If he rules the roost at home in matters of politics or where they will take a vacation or what they will have for dinner, she knows he’s not the cock of the walk.  He may grow as serious, even oracular, as he wants—French men have a knack for this kind of delivery—but he might as well be making a speech about la grandeur of France with his fly open: the audience notices one thing, only one, and that is his sad absurdity.

I wonder what has made Madame cease to love her husband and, worse, to make him a second-rate clown in the eyes of others—bad enough that he is one in her eyes.  Who could possibly tell?  One slight or a lifetime of them?  Infidelity?  Bad breath?  Or just indifference?  Too many possibilities without any probability of a good answer.  Let it be.

That’s what I do.  But I am nagged by culture.  This should not happen in Paris, this sad marital state of affairs—maybe in a Canadian village or a dark Norwegian town, not Paris.  Paris is a city for lovers.  Paris is a place to fall in love, be in love, stay in love, despite the storms, and where we can make love over dinner—and do, even if we are old and losing our hair.  I don’t want to feel lovelorn, even vicariously.  I want to believe that the chorus of Brel’s lovely song about old lovers is the truth, that “from light of dawn until the end of day, I love you still, you know, I love you.”
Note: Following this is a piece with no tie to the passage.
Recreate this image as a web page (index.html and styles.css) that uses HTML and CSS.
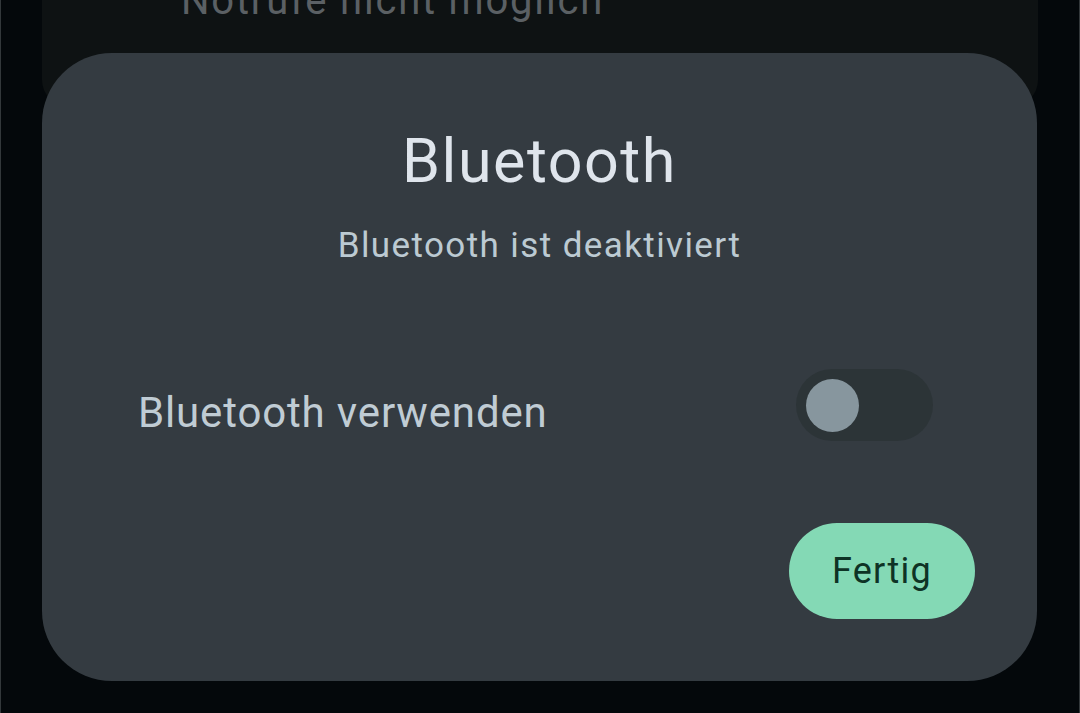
FILE: index.html
```html
<!DOCTYPE html>
<html lang="de">
<head>
<meta charset="UTF-8">
<meta name="viewport" content="width=device-width, initial-scale=1.0">
<title>Bluetooth</title>
<link rel="stylesheet" href="styles.css">
</head>
<body>

<div class="screen">
    <div class="backpanel">
        <p class="backtext">Notrufe nicht möglich</p>
    </div>

    <div class="dialog">
        <h2 class="title">Bluetooth</h2>
        <p class="subtitle">Bluetooth ist deaktiviert</p>

        <div class="row">
            <span class="row-label">Bluetooth verwenden</span>
            <div class="switch"><div class="thumb"></div></div>
        </div>

        <div class="actions">
            <button class="done-btn">Fertig</button>
        </div>
    </div>
</div>

</body>
</html>
```

FILE: styles.css
```css
body {
    margin: 0;
    background-color: #04080b;
    font-family: Roboto, "Noto Sans", sans-serif;
}
.screen {
    height: 713px;
    overflow: hidden;
    border-left: 1px solid #33383b;
    border-right: 1px solid #33383b;
}
.backpanel {
    height: 106px;
    margin: 0 41px;
    padding-left: 139px;
    background-color: #0e1213;
    border-radius: 0 0 26px 26px;
    overflow: hidden;
}
.backtext {
    margin: -23px 0 0 0;
    font-size: 40px;
    line-height: 48px;
    letter-spacing: 1.8px;
    color: #5b6064;
}
.dialog {
    margin: -53px 42px 0 41px;
    padding: 72px 62px 62px 96px;
    background-color: #343b41;
    border-radius: 70px;
    display: flex;
    flex-direction: column;
}
.title {
    margin: 0;
    text-align: center;
    font-size: 61px;
    line-height: 72px;
    font-weight: 400;
    letter-spacing: 1.5px;
    color: #dfe5ec;
    padding-right: 34px;
}
.subtitle {
    margin: 27px 0 0 0;
    text-align: center;
    font-size: 35px;
    line-height: 44px;
    letter-spacing: 1.4px;
    color: #bccad2;
    padding-right: 34px;
}
.row {
    margin-top: 101px;
    margin-right: 42px;
    display: flex;
    justify-content: space-between;
    align-items: flex-start;
}
.row-label {
    margin-top: 19px;
    font-size: 42px;
    line-height: 50px;
    letter-spacing: 0.85px;
    color: #c0ccd4;
}
.switch {
    width: 137px;
    height: 72px;
    border-radius: 36px;
    background-color: #2c3437;
    display: flex;
    align-items: center;
    padding-left: 10px;
    box-sizing: border-box;
}
.thumb {
    width: 53px;
    height: 53px;
    border-radius: 50%;
    background-color: #87969e;
}
.actions {
    margin-top: 82px;
    display: flex;
    justify-content: flex-end;
}
.done-btn {
    width: 186px;
    height: 96px;
    border: none;
    border-radius: 48px;
    background-color: #84d9b5;
    color: #0e3325;
    font-family: Roboto, "Noto Sans", sans-serif;
    font-size: 36px;
    letter-spacing: 1.3px;
    padding: 0;
}
```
Maybe, I hope, I will see a couple on the street outside, not young, but with their arms around one another, walking under the trees in the glow of the street lights, carrying flowers and a bottle of wine.  The street is empty, except for me.  Maybe tomorrow all our luck and love will be better.  Maybe tomorrow I’ll have a good laugh at the expense of Monsieur. Or maybe tomorrow I will laugh at Madame.